VI. The Grievant Is Not Entitled To Priority Consideration

A. Positions of the Parties

The Union concedes that the Arbitrator or the Authority can order retroactive promotion only if it is found that the grievant would have been promoted if the violation had not occurred. However, the Union asserts that the Agency's regulations provide for priority consideration for the next appropriate vacancy to any employee who fails to receive proper consideration in a promotion action which is not overturned. The Union requests that the Authority set aside the Arbitrator's award and "fashion such other relief as may be considered necessary and consistent with applicable laws, rules and regulations, including granting priority consideration to the grievant for the next Work Leader Vacancy in his shop." Exceptions at 2.

The Agency contends that the Authority should deny the Union's request and asks the Authority not to consider independently the appropriateness of alternative remedies. The Agency notes that the Arbitrator "found no contractual or regulatory violations in the selection process and granted no relief to the grievant." Opposition at 7. The Agency asserts that "[t]he [U]nion's request at this point for an alternative remedy such as priority consideration provides no basis for finding the [A]rbitrator's award deficient." Id.

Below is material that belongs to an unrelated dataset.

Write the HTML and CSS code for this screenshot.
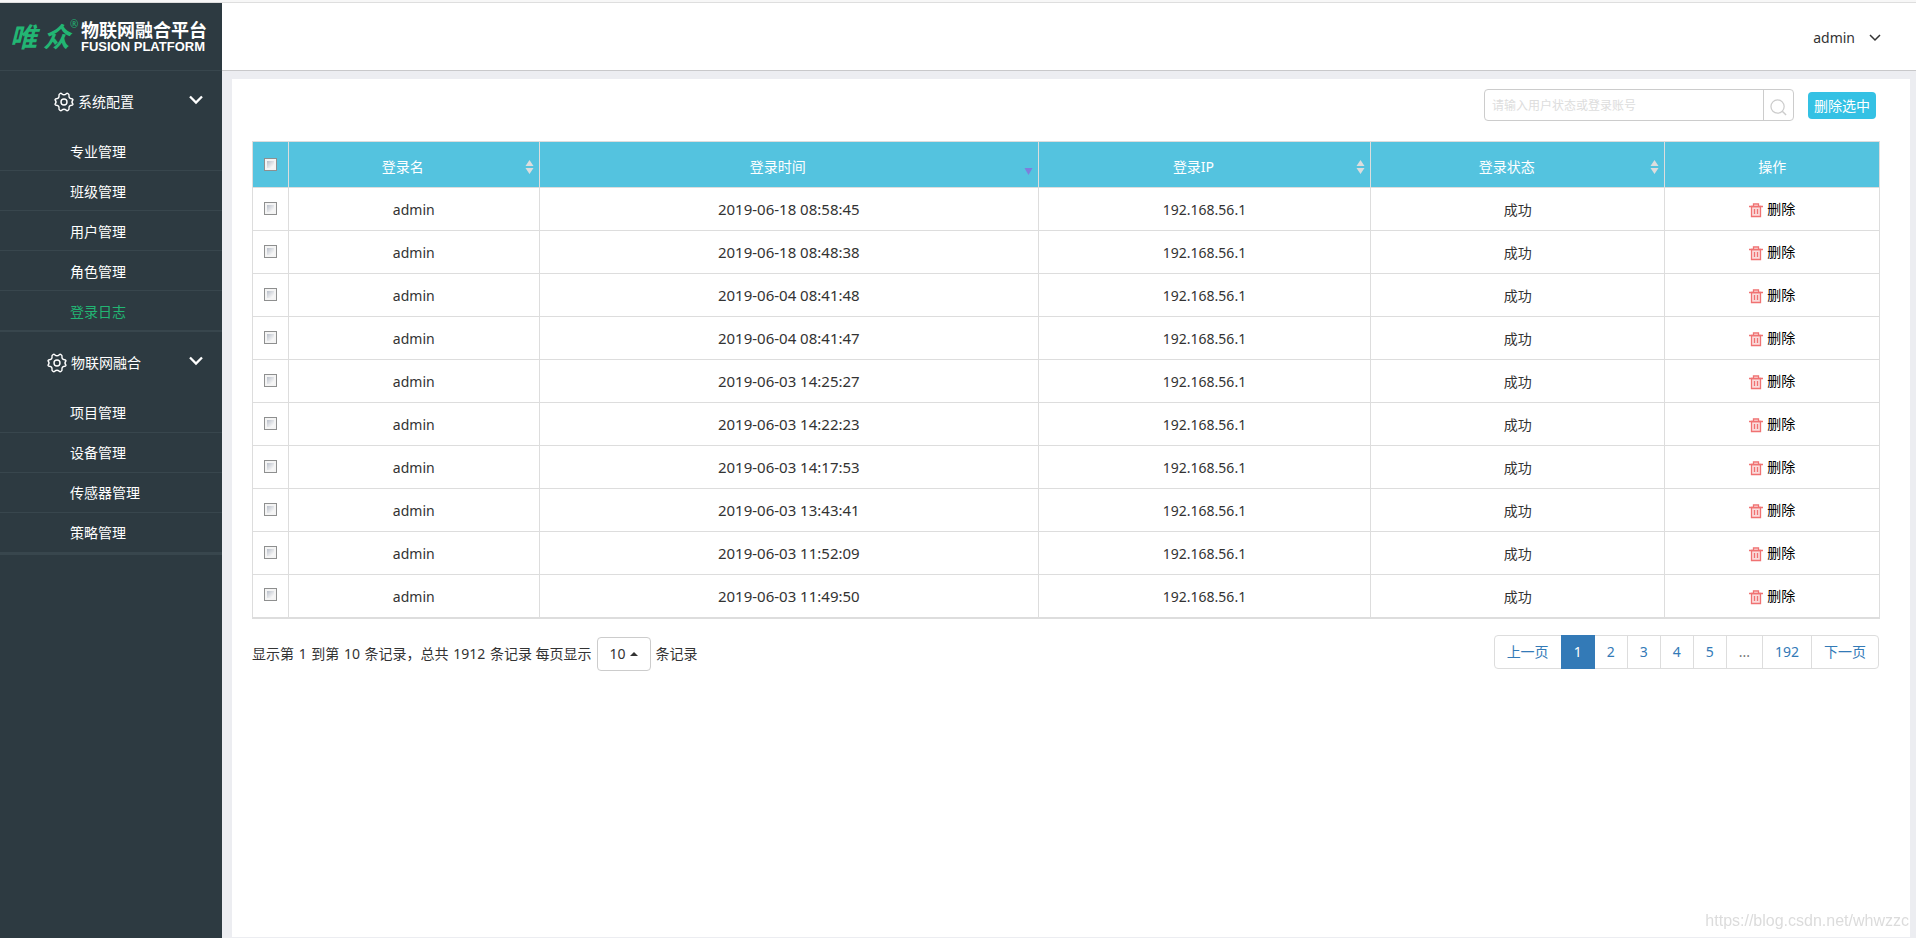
FILE: index.html
```html
<!DOCTYPE html>
<html lang="zh-CN">
<head>
<meta charset="utf-8">
<title>物联网融合平台</title>
<link rel="stylesheet" href="styles.css">
</head>
<body>
<svg class="sprite" aria-hidden="true">
  <symbol id="gear" viewBox="0 0 20 20">
    <path d="M6 1.600 Q7 1 7.700 1.700 Q10 4 12.300 1.700 Q13 1 14 1.600 Q15.300 2.300 15 3.500 Q14.600 6.300 17.500 6.700 Q19.300 7.200 18.900 8 Q17 10 18.900 12 Q19.300 12.800 17.500 13.300 Q14.600 13.700 15 16.500 Q15.300 17.700 14 18.400 Q13 19 12.300 18.300 Q10 16 7.700 18.300 Q7 19 6 18.400 Q4.700 17.700 5 16.500 Q5.400 13.700 2.500 13.300 Q.7 12.800 1.100 12 Q3 10 1.100 8 Q.7 7.200 2.500 6.700 Q5.400 6.300 5 3.500 Q4.700 2.300 6 1.600 Z" fill="none" stroke="currentColor" stroke-width="1.400" stroke-linejoin="round"/>
    <circle cx="10" cy="10" r="3" fill="none" stroke="currentColor" stroke-width="1.400"/>
  </symbol>
  <symbol id="chevron" viewBox="0 0 14 10">
    <path d="M1 1.500 L7 7.500 L13 1.500" fill="none" stroke="currentColor" stroke-width="2.300"/>
  </symbol>
  <symbol id="trash" viewBox="0 0 14 15">
    <path d="M2.500 3.500 H11.500 V13.500 H2.500 Z" fill="#fbdcdc" stroke="#f07272" stroke-width="1.300"/>
    <path d="M0 3.500 H14 M4.500 3.500 V1 H9.500 V3.500 M5.500 6 V11 M8.500 6 V11" fill="none" stroke="#f07272" stroke-width="1.300"/>
  </symbol>
</svg>
<div class="app">
  <aside class="sidebar">
    <div class="logo">
      <div class="brand"><span>唯</span><span>众</span></div>
      <span class="mark">®</span>
      <div class="product"><span class="product-cn">物联网融合平台</span><span class="product-en">FUSION PLATFORM</span></div>
    </div>
    <nav>
      <button class="group"><svg class="gear"><use href="#gear"/></svg><span>系统配置</span><svg class="chev"><use href="#chevron"/></svg></button>
      <ul class="menu">
        <li><a href="#">专业管理</a></li>
        <li><a href="#">班级管理</a></li>
        <li><a href="#">用户管理</a></li>
        <li><a href="#">角色管理</a></li>
        <li><a href="#" class="active">登录日志</a></li>
      </ul>
      <button class="group wide"><svg class="gear"><use href="#gear"/></svg><span>物联网融合</span><svg class="chev"><use href="#chevron"/></svg></button>
      <ul class="menu last">
        <li><a href="#">项目管理</a></li>
        <li><a href="#">设备管理</a></li>
        <li><a href="#">传感器管理</a></li>
        <li><a href="#">策略管理</a></li>
      </ul>
    </nav>
  </aside>
  <div class="main">
    <header class="topbar">
      <button class="user">admin<svg><path d="M1 1 L6 6 L11 1" fill="none" stroke="currentColor" stroke-width="1.500"/></svg></button>
    </header>
    <main class="content">
      <section class="panel">
        <form class="toolbar">
          <div class="search">
            <input type="text" aria-label="搜索" placeholder="请输入用户状态或登录账号">
            <button type="button" aria-label="搜索"><svg viewBox="0 0 18 18"><circle cx="8" cy="8" r="7" fill="none" stroke="#ccc" stroke-width="1.300"/><path d="M13 13 L17 17" stroke="#ccc" stroke-width="1.500"/></svg></button>
          </div>
          <button type="button" class="delete-selected">删除选中</button>
        </form>
        <table>
          <colgroup><col class="c-check"><col class="c-name"><col class="c-time"><col class="c-ip"><col class="c-state"><col class="c-action"></colgroup>
          <thead>
            <tr>
              <th><input type="checkbox" aria-label="全选"></th>
              <th class="sort">登录名</th>
              <th class="sort desc">登录时间</th>
              <th class="sort">登录IP</th>
              <th class="sort">登录状态</th>
              <th>操作</th>
            </tr>
          </thead>
          <tbody id="rows"></tbody>
        </table>
        <footer class="table-foot">
          <div class="info"><span>显示第 <b>1</b> 到第 <b>10</b> 条记录，总共 <b>1912</b> 条记录 每页显示</span><button class="size">10<i class="caret"></i></button><span>条记录</span></div>
          <nav class="pages" aria-label="分页">
            <a href="#">上一页</a><a href="#" class="current">1</a><a href="#">2</a><a href="#">3</a><a href="#">4</a><a href="#">5</a><span>...</span><a href="#">192</a><a href="#">下一页</a>
          </nav>
        </footer>
      </section>
    </main>
  </div>
</div>
<div class="watermark">https://blog.csdn.net/whwzzc</div>
<script src="app.js"></script>
</body>
</html>
```
FILE: styles.css
```css
* { box-sizing: border-box; }
body {
  margin: 0;
  font: 14px/20px "Noto Sans", "Noto Sans CJK SC", sans-serif;
  color: #333;
  background: #ecedf1;
}
button, input { font: inherit; color: inherit; }
button { padding: 0; border: 0; background: none; cursor: pointer; }
a { text-decoration: none; }
.sprite { position: absolute; width: 0; height: 0; }
.app {
  display: flex;
  min-height: 100vh;
  padding-top: 3px;
  background: linear-gradient(#f7f7f7 2px, #dedede 2px, #dedede 3px, transparent 3px);
}

.sidebar { flex: none; width: 222px; background: #2d3a41; color: #fff; }
.logo {
  display: flex;
  align-items: center;
  height: 68px;
  padding-left: 10px;
  border-bottom: 1px solid #38464d;
}
.brand {
  display: flex;
  gap: 6px;
  width: 60px;
  font-size: 27px;
  line-height: 32px;
  font-weight: bold;
  font-style: italic;
  color: #22b573;
}
.mark { align-self: flex-start; width: 11px; margin-top: 14px; font-size: 10px; line-height: 14px; color: #22b573; }
.product { display: flex; flex-direction: column; gap: 1px; padding-bottom: 1px; white-space: nowrap; }
.product-cn { font: bold 18px/20px "Noto Sans CJK SC", sans-serif; }
.product-en { font: bold 13px/14px "Liberation Sans", sans-serif; }
.group {
  display: grid;
  grid-template-columns: auto auto 1fr;
  align-items: center;
  column-gap: 4px;
  width: 100%;
  height: 60px;
  padding: 2px 19px 0 54px;
}
.group.wide { height: 61px; padding: 0 19px 0 47px; }
.gear { width: 20px; height: 20px; }
.chev { justify-self: end; width: 14px; height: 10px; margin-bottom: 4px; }
.menu { margin: 0; padding: 0; list-style: none; border-bottom: 1px solid #38464d; }
.menu.last { border-bottom-width: 2px; }
.menu a {
  display: block;
  height: 40px;
  padding: 11px 0 0 70px;
  border-bottom: 1px solid #38464d;
  color: #fff;
}
.menu.last a { padding-top: 10px; }
.menu .active { color: #22b573; }

.main { flex: 1; min-width: 0; display: flex; flex-direction: column; }
.topbar {
  display: flex;
  justify-content: flex-end;
  align-items: center;
  height: 68px;
  padding: 2px 35px 0 0;
  border-bottom: 1px solid #c8c8ca;
  background: #fff;
}
.user { display: flex; align-items: center; gap: 14px; }
.user svg { width: 12px; height: 8px; }
.content { flex: 1; display: flex; padding: 8px 6px 1px 10px; }
.panel { flex: 1; min-width: 0; padding: 10px 30px 10px 20px; background: #fff; }
.toolbar { display: flex; justify-content: flex-end; align-items: center; gap: 14px; height: 32px; padding-right: 4px; margin-bottom: 20px; }
.search { display: flex; width: 310px; height: 32px; border: 1px solid #ccc; border-radius: 4px; }
.search input { flex: 1; min-width: 0; padding: 2px 8px 0 7px; border: 0; outline: 0; background: none; font-size: 12px; }
.search input::placeholder { color: #ddd; }
.search button { display: grid; place-items: center; width: 30px; padding-top: 4px; border-left: 1px solid #ccc; }
.search svg { width: 17px; height: 17px; }
.delete-selected { width: 68px; height: 27px; padding-top: 1px; border-radius: 4px; background: #34c1e4; color: #fff; }

table { width: 100%; table-layout: fixed; border-collapse: collapse; border-bottom: 2px solid #ddd; }
th, td { height: 43px; padding: 2px 0 0; border: 1px solid #ddd; text-align: center; font-weight: normal; }
th { height: 46px; background: #54c3df; color: #fff; padding-top: 4px; }
.c-check { width: 36px; }
.c-name { width: 15.4%; }
.c-time { width: 30.7%; }
.c-ip { width: 20.4%; }
.c-state { width: 18.1%; }
.sort { padding-right: 22px; background: #54c3df url("data:image/svg+xml,%3Csvg xmlns='http://www.w3.org/2000/svg' width='9' height='16'%3E%3Cpath d='M4.5 1L8.500 7H.5zM4.500 15L8.500 9H.5z' fill='%23ddd'/%3E%3C/svg%3E") no-repeat right 5px top 17px; }
.sort.desc { background-image: url("data:image/svg+xml,%3Csvg xmlns='http://www.w3.org/2000/svg' width='9' height='16'%3E%3Cpath d='M4.500 16L8.500 9H.5z' fill='%237d7fdc'/%3E%3C/svg%3E"); }
input[type="checkbox"] {
  appearance: none;
  display: block;
  width: 13px;
  height: 13px;
  margin: 0 auto 4px;
  padding: 2px;
  border: 1px solid #8e8f8f;
  background: linear-gradient(135deg, #b9bfca, #f6f6f6 80%) content-box, #f4f4f4;
}
td.time { padding-top: 0; font-size: 15px; }
.remove { display: inline-flex; align-items: center; gap: 4px; padding-top: 2px; color: #000; }
.remove svg { width: 14px; height: 15px; margin-top: 2px; }

.table-foot { display: flex; justify-content: space-between; padding: 16px 1px 0 0; }
.info { display: flex; align-items: center; gap: 5px; padding-top: 2px; }
.info b { padding: 0 1px; font-weight: normal; }
.size { display: flex; align-items: center; justify-content: center; gap: 4px; width: 54px; height: 34px; border: 1px solid #ccc; border-radius: 4px; }
.caret { border: 4px solid transparent; border-top: 0; border-bottom-color: #333; }
.pages { display: flex; }
.pages > * { height: 34px; padding: 6px 12px; margin-left: -1px; border: 1px solid #ddd; color: #337ab7; }
.pages > :first-child { border-radius: 4px 0 0 4px; }
.pages > :last-child { border-radius: 0 4px 4px 0; }
.pages span { color: #777; }
.pages .current { z-index: 1; border-color: #337ab7; background: #337ab7; color: #fff; }
.watermark { position: fixed; right: 7px; bottom: 7px; font: 16px/20px "Liberation Sans", sans-serif; color: #dcdcdc; }
```
FILE: app.js
```js
const times = [
  "2019-06-18 08:58:45", "2019-06-18 08:48:38", "2019-06-04 08:41:48", "2019-06-04 08:41:47",
  "2019-06-03 14:25:27", "2019-06-03 14:22:23", "2019-06-03 14:17:53", "2019-06-03 13:43:41",
  "2019-06-03 11:52:09", "2019-06-03 11:49:50"
];
document.getElementById("rows").innerHTML = times.map(time => `
  <tr>
    <td><input type="checkbox" aria-label="选择 ${time}"></td>
    <td>admin</td>
    <td class="time">${time}</td>
    <td>192.168.56.1</td>
    <td>成功</td>
    <td><button class="remove"><svg><use href="#trash"/></svg>删除</button></td>
  </tr>`).join("");
```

B. Analysis and Conclusion

The Union has provided no basis for ordering priority consideration for the grievant. There is nothing in the record to indicate that the grievant did not receive the consideration for promotion to which he was entitled. He was one of four applicants who were submitted to the selecting supervisors as best-qualified and he was considered by the selecting supervisors along with the other applicants. Moreover, we have determined that the Union's exceptions have not established that the award is deficient. Therefore, there is no basis on which to award the grievant priority consideration.

VII. Decision

The Union's exceptions are denied. The request for priority consideration is denied.